母はいつも父の悪口を言っていた。ミキコさんも父を憎み、その憎悪をエネルギーにして生きてきたところがある。当然、男性には不信感が大きく、恋愛もうまくいかないことが多々あった。
「私、5年前からひとりで暮らしているんです。母からきちんと自立したかった。当時、母は58歳でまだまだ元気だし、いつか老いたらめんどうみようとは思っていました」
ほとんど実家には近寄らず、友人関係を構築し、自分のために時間を使うことを学んでいったという。
「ところが今年の正月、1年ぶりくらいに実家に戻ってみたら、なんと母が父と暮らしていたんです。もう、びっくりして、いったいどういうことなのとふたりに詰め寄りました」
ふたりは3年前に再会、そして1年前に父が病気になり母を頼ってきたのだという。母は寂しかったのだろう、父を家に入れてしまった。婚姻届は出していないが実質的には同居を続けてきたという。
「親の離婚に振り回されてきた自分の人生が、バカバカしくなりました。ずっと母に同情してきたのに、結局、割りを食ったのは私だけじゃないですか」
頭に来たミキコさんは家を飛び出し、以来、父とも母とも連絡をとっていない。母からはたまにメッセージが来るが無視しているという。

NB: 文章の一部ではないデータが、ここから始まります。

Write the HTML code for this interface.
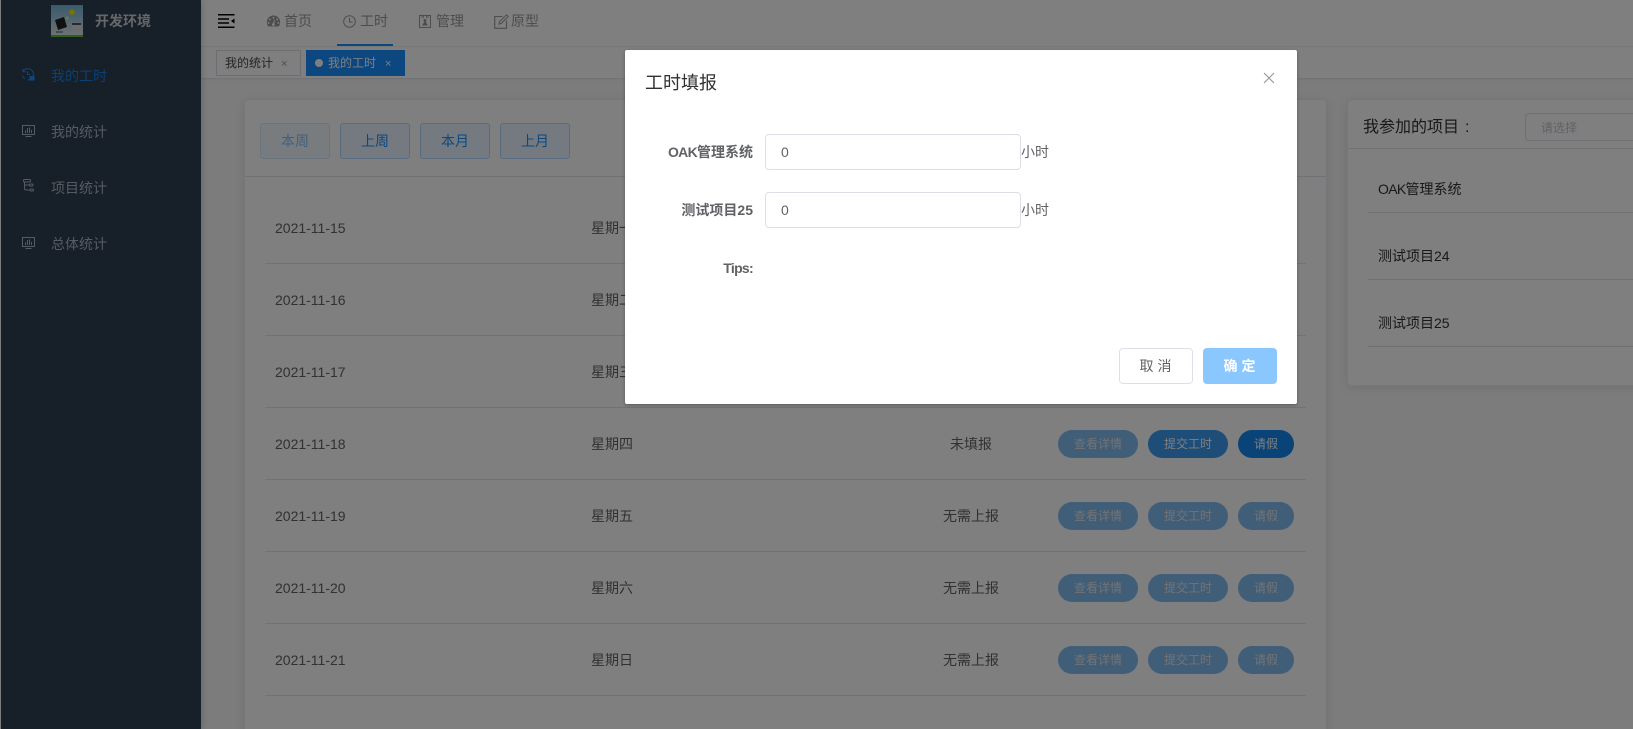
<!DOCTYPE html>
<html lang="zh">
<head>
<meta charset="utf-8">
<title>工时填报</title>
<style>
*{box-sizing:border-box}
html,body{margin:0;padding:0;width:1633px;height:729px;overflow:hidden}
body{font-family:"Liberation Sans","Noto Sans CJK SC",sans-serif;font-size:14px;color:#666}
#root{position:relative;width:1633px;height:729px;overflow:hidden;background:#f9f9fa}
.a{position:absolute;white-space:nowrap}
.t{line-height:20px;height:20px}
svg{position:absolute;overflow:visible}
#side{left:1px;top:0;width:200px;height:729px;background:#2f3e50;box-shadow:2px 0 6px rgba(0,21,41,.15)}
#head{left:201px;top:0;width:1432px;height:47px;background:#fff;border-bottom:1px solid #f0f0f0}
#tabs{left:201px;top:47px;width:1432px;height:32px;background:#fff;border-bottom:1px solid #e6e8ee;box-shadow:0 1px 2px rgba(0,0,0,.06)}
.navt{color:#9a9a9a;font-size:14px}
.tab{top:50px;height:26px;font-size:12px;line-height:26px}
.card{background:#fff;border:1px solid #ebeef5;border-radius:4px;box-shadow:0 2px 12px rgba(0,0,0,.1)}
.qb{top:123px;width:70px;height:36px;border:1px solid #b3d8ff;background:#e8f4ff;color:#1890ff;border-radius:3px;text-align:center;line-height:34px;font-size:14px}
.line{height:1px;background:#dfe6ec}
.p{top:0;height:28px;border-radius:14px;background:#82bcf2;color:#e6e6e6;font-size:12px;line-height:28px;text-align:center}
.row{left:245px;width:1082px;height:28px}
.rt{color:#606266;font-size:14px;line-height:20px;top:4px}
#ov{left:0;top:0;width:1633px;height:729px;background:rgba(0,0,0,.5)}
#modal{left:625px;top:50px;width:672px;height:354px;background:#fff;border-radius:2px;box-shadow:0 1px 3px rgba(0,0,0,.3)}
.lbl{right:544px;font-weight:700;color:#606266;line-height:20px;font-size:14px}
.inp{left:140px;width:256px;height:36px;border:1px solid #dcdfe6;border-radius:4px;color:#606266;line-height:34px;padding-left:15px}
.un{left:396px;color:#606266;line-height:20px}
.mb{top:298px;width:74px;height:36px;border-radius:4px;text-align:center;line-height:34px;font-size:14px;letter-spacing:4px;padding-left:3px}
.nar{letter-spacing:-.7px}
</style>
</head>
<body>
<div id="root">

<div class="a" style="left:0;top:0;width:1px;height:729px;background:#fff"></div>

<!-- header -->
<div class="a" id="head"></div>
<svg style="left:218px;top:14px" width="17" height="14" viewBox="0 0 17 14"><path d="M0 .8h16.500M0 13.200h16.500M0 5h11M0 9h11" stroke="#000" stroke-width="1.500" fill="none"/><path d="M16.500 4.500v5l-3.500-2.500z" fill="#000"/></svg>
<svg style="left:266px;top:15px" width="15" height="12" viewBox="0 0 15 13"><path fill-rule="evenodd" d="M7.500 0.500C3.400 0.500 0.300 3.700 0.300 7.700c0 1.800.6 3.400 1.600 4.800h11.200c1-1.400 1.600-3 1.600-4.800C14.700 3.700 11.600.5 7.500.5zM7.500 2a1 1 0 1 1 0 2 1 1 0 0 1 0-2zM3.600 3.800a1 1 0 1 1 0 2 1 1 0 0 1 0-2zM11.400 3.800a1 1 0 1 1 0 2 1 1 0 0 1 0-2zM2.200 7.600a1 1 0 1 1 0 2 1 1 0 0 1 0-2zM12.800 7.600a1 1 0 1 1 0 2 1 1 0 0 1 0-2zM8.300 5.200L9 5.500 8.300 9.200a1.500 1.500 0 1 1-1.500-.2z" fill="#9a9a9a"/></svg>
<div class="a t navt" style="left:284px;top:11px">首页</div>
<svg style="left:343px;top:15px" width="13" height="13" viewBox="0 0 13 13"><circle cx="6.500" cy="6.500" r="5.800" fill="none" stroke="#9a9a9a" stroke-width="1"/><path d="M6.500 2.800v4.200h3" fill="none" stroke="#9a9a9a" stroke-width="1"/></svg>
<div class="a t navt" style="left:360px;top:11px">工时</div>
<div class="a" style="left:337px;top:44px;width:56px;height:2px;background:#1890ff"></div>
<svg style="left:419px;top:15px" width="12" height="13" viewBox="0 0 12 13"><rect x=".5" y=".5" width="11" height="12" fill="none" stroke="#9a9a9a"/><path d="M3 .5v2.500M4.500.5v2.500M7.500.5v2.500M9 .5v2.500" stroke="#9a9a9a" stroke-width=".8"/><circle cx="6" cy="5.500" r="1.500" fill="#9a9a9a"/><path d="M3 10.500l2.200-3.500h1.600l2.200 3.500z" fill="#9a9a9a"/></svg>
<div class="a t navt" style="left:436px;top:11px">管理</div>
<svg style="left:494px;top:14px" width="15" height="15" viewBox="0 0 15 15"><path d="M8.500 2.500H.7v11.800h11.800V6.500" fill="none" stroke="#9a9a9a" stroke-width="1.100"/><path d="M12.500.8l1.700 1.700-7 7-2.300.6.600-2.300z" fill="none" stroke="#9a9a9a" stroke-width="1"/></svg>
<div class="a t navt" style="left:511px;top:11px">原型</div>

<!-- tabs -->
<div class="a" id="tabs"></div>
<div class="a tab" style="left:216px;width:85px;border:1px solid #d8dce5;background:#fff;color:#4a4a4a;line-height:24px;padding-left:8px">我的统计<span style="position:absolute;left:64px;top:1px;font-size:11px;color:#9a9a9a">×</span></div>
<div class="a tab" style="left:306px;width:99px;background:#1890ff;color:#fff">
  <span style="position:absolute;left:9px;top:9px;width:8px;height:8px;border-radius:50%;background:#fff"></span>
  <span style="position:absolute;left:22px;top:0">我的工时</span>
  <span style="position:absolute;left:79px;top:1px;font-size:11px">×</span>
</div>

<!-- left card -->
<div class="a card" style="left:244px;top:99px;width:1083px;height:660px"></div>
<div class="a qb" style="left:260px;opacity:.55">本周</div>
<div class="a qb" style="left:340px">上周</div>
<div class="a qb" style="left:420px">本月</div>
<div class="a qb" style="left:500px">上月</div>
<div class="a line" style="left:245px;top:176px;width:1081px"></div>

<div class="a line" style="left:265px;top:263px;width:1041px"></div>
<div class="a line" style="left:265px;top:335px;width:1041px"></div>
<div class="a line" style="left:265px;top:407px;width:1041px"></div>
<div class="a line" style="left:265px;top:479px;width:1041px"></div>
<div class="a line" style="left:265px;top:551px;width:1041px"></div>
<div class="a line" style="left:265px;top:623px;width:1041px"></div>
<div class="a line" style="left:265px;top:695px;width:1041px"></div>

<div class="a t" style="left:275px;top:218px;color:#606266">2021-11-15</div><div class="a t" style="left:591px;top:218px;color:#606266">星期一</div>
<div class="a t" style="left:275px;top:290px;color:#606266">2021-11-16</div><div class="a t" style="left:591px;top:290px;color:#606266">星期二</div>
<div class="a t" style="left:275px;top:362px;color:#606266">2021-11-17</div><div class="a t" style="left:591px;top:362px;color:#606266">星期三</div>

<div class="a row" style="top:430px">
  <div class="a rt" style="left:30px">2021-11-18</div><div class="a rt" style="left:346px">星期四</div><div class="a rt" style="left:705px;width:42px;text-align:center">未填报</div>
  <div class="a p" style="left:813px;width:80px">查看详情</div>
  <div class="a p" style="left:903px;width:80px;background:#3d9af0;color:#fff">提交工时</div>
  <div class="a p" style="left:993px;width:56px;background:#1586ee;color:#fff">请假</div>
</div>
<div class="a row" style="top:502px">
  <div class="a rt" style="left:30px">2021-11-19</div><div class="a rt" style="left:346px">星期五</div><div class="a rt" style="left:698px">无需上报</div>
  <div class="a p" style="left:813px;width:80px">查看详情</div><div class="a p" style="left:903px;width:80px">提交工时</div><div class="a p" style="left:993px;width:56px">请假</div>
</div>
<div class="a row" style="top:574px">
  <div class="a rt" style="left:30px">2021-11-20</div><div class="a rt" style="left:346px">星期六</div><div class="a rt" style="left:698px">无需上报</div>
  <div class="a p" style="left:813px;width:80px">查看详情</div><div class="a p" style="left:903px;width:80px">提交工时</div><div class="a p" style="left:993px;width:56px">请假</div>
</div>
<div class="a row" style="top:646px">
  <div class="a rt" style="left:30px">2021-11-21</div><div class="a rt" style="left:346px">星期日</div><div class="a rt" style="left:698px">无需上报</div>
  <div class="a p" style="left:813px;width:80px">查看详情</div><div class="a p" style="left:903px;width:80px">提交工时</div><div class="a p" style="left:993px;width:56px">请假</div>
</div>

<!-- right card -->
<div class="a card" style="left:1347px;top:99px;width:320px;height:287px"></div>
<div class="a" style="left:1363px;top:117px;font-size:16px;line-height:22px;color:#303133">我参加的项目</div>
<div class="a" style="left:1465px;top:117px;font-size:16px;line-height:22px;color:#303133">:</div>
<div class="a" style="left:1525px;top:113px;width:200px;height:28px;border:1px solid #dcdfe6;border-radius:4px;font-size:12px;line-height:28px;padding-left:15px;color:#c0c4cc">请选择</div>
<div class="a line" style="left:1348px;top:148px;width:290px"></div>
<div class="a t" style="left:1378px;top:179px;color:#303133"><span class="nar">OAK</span>管理系统</div>
<div class="a line" style="left:1368px;top:212px;width:270px;background:#dcdfe6"></div>
<div class="a t" style="left:1378px;top:246px;color:#303133">测试项目24</div>
<div class="a line" style="left:1368px;top:279px;width:270px;background:#dcdfe6"></div>
<div class="a t" style="left:1378px;top:313px;color:#303133">测试项目25</div>
<div class="a line" style="left:1368px;top:346px;width:270px;background:#dcdfe6"></div>

<!-- sidebar -->
<div class="a" id="side"></div>
<svg style="left:51px;top:5px" width="32" height="32" viewBox="0 0 32 32">
  <defs><linearGradient id="g" x1="0" y1="0" x2="0" y2="1"><stop offset="0" stop-color="#6fb4d8"/><stop offset=".85" stop-color="#d4e0e6"/></linearGradient></defs>
  <rect width="32" height="32" fill="url(#g)"/><rect y="30" width="32" height="2" fill="#5cc02c"/>
  <circle cx="21" cy="7" r="2.800" fill="#f4e600"/><circle cx="16" cy="13" r="1.500" fill="#ffffaa" opacity=".7"/>
  <path d="M4 15l9-3 3 10-9 3z" fill="#222"/><path d="M21 18h9v2h-9z" fill="#555"/><path d="M21 20.500h9v3.500h-9z" fill="#ddd"/><path d="M5 26h7v2H5z" fill="#8a9aa6"/>
</svg>
<div class="a t" style="left:95px;top:11px;font-weight:700;color:#fff;opacity:.75">开发环境</div>

<svg style="left:22px;top:68px" width="13" height="13" viewBox="0 0 13 13"><path d="M1.200 3.200A5.600 5.600 0 1 1 5.500 11.900M1 1v2.800h2.800M.7 7.500c.3 1.300 1 2.400 2 3.200M5.500 3.500v3h2.500" fill="none" stroke="#1890ff" stroke-width="1"/><rect x="7.500" y="8" width="5" height="4.500" fill="#1890ff"/></svg>
<div class="a t" style="left:51px;top:66px;color:#1880e8">我的工时</div>

<svg style="left:22px;top:125px" width="13" height="13" viewBox="0 0 13 13"><rect x=".5" y=".5" width="12" height="9" fill="none" stroke="#aab6c4"/><path d="M3.500 8V5.500M5.500 8V3M7.500 8V2.500M9.500 8V5" stroke="#aab6c4" stroke-width="1"/><path d="M3.500 11.500h6" stroke="#aab6c4"/></svg>
<div class="a t" style="left:51px;top:122px;color:#aab6c4">我的统计</div>

<svg style="left:23px;top:179px" width="11" height="13" viewBox="0 0 11 13"><rect x=".5" y=".5" width="7" height="2.500" rx="1" fill="none" stroke="#aab6c4"/><path d="M1.500 3v6.500c0 1.500 1 1.500 2 1.500h4M1.500 6h5" fill="none" stroke="#aab6c4"/><rect x="6.500" y="5" width="3.500" height="2" rx="1" fill="none" stroke="#aab6c4"/><rect x="7" y="10" width="3.500" height="2" rx="1" fill="none" stroke="#aab6c4"/></svg>
<div class="a t" style="left:51px;top:178px;color:#aab6c4">项目统计</div>

<svg style="left:22px;top:237px" width="13" height="13" viewBox="0 0 13 13"><rect x=".5" y=".5" width="12" height="9" fill="none" stroke="#aab6c4"/><path d="M3.500 8V5.500M5.500 8V3M7.500 8V2.500M9.500 8V5" stroke="#aab6c4" stroke-width="1"/><path d="M3.500 11.500h6" stroke="#aab6c4"/></svg>
<div class="a t" style="left:51px;top:234px;color:#aab6c4">总体统计</div>

<!-- overlay -->
<div class="a" id="ov"></div>

<!-- modal -->
<div class="a" id="modal">
  <div class="a" style="left:20px;top:21px;font-size:18px;line-height:24px;color:#303133">工时填报</div>
  <svg style="left:638px;top:22px" width="12" height="12" viewBox="0 0 12 12"><path d="M1 1l10 10M11 1L1 11" stroke="#909399" stroke-width="1" fill="none"/></svg>

  <div class="a lbl" style="top:92px"><span class="nar">OAK</span>管理系统</div>
  <div class="a inp" style="top:84px">0</div>
  <div class="a un" style="top:92px">小时</div>

  <div class="a lbl" style="top:150px">测试项目25</div>
  <div class="a inp" style="top:142px">0</div>
  <div class="a un" style="top:150px">小时</div>

  <div class="a lbl" style="top:208px"><span class="nar">Tips:</span></div>

  <div class="a mb" style="left:494px;border:1px solid #dcdfe6;color:#606266;background:#fff">取消</div>
  <div class="a mb" style="left:578px;background:#8bc7ff;color:#fff;line-height:36px;font-weight:700">确定</div>
</div>

</div>
</body>
</html>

「うちみたいに離婚して母と暮らした場合、母の父に対する悪口は彼女自身の後悔の念みたいなものなんですよね。それを鵜呑(うの)みにして父を恨んではいけない。自分自身が父親の非道さを目の当たりにしているならいいけど、私みたいに8歳くらいじゃよくわかりませんよ、夫婦のことなんか」
どんでん返しを食らったミキコさんの怒りは今もおさまっていない。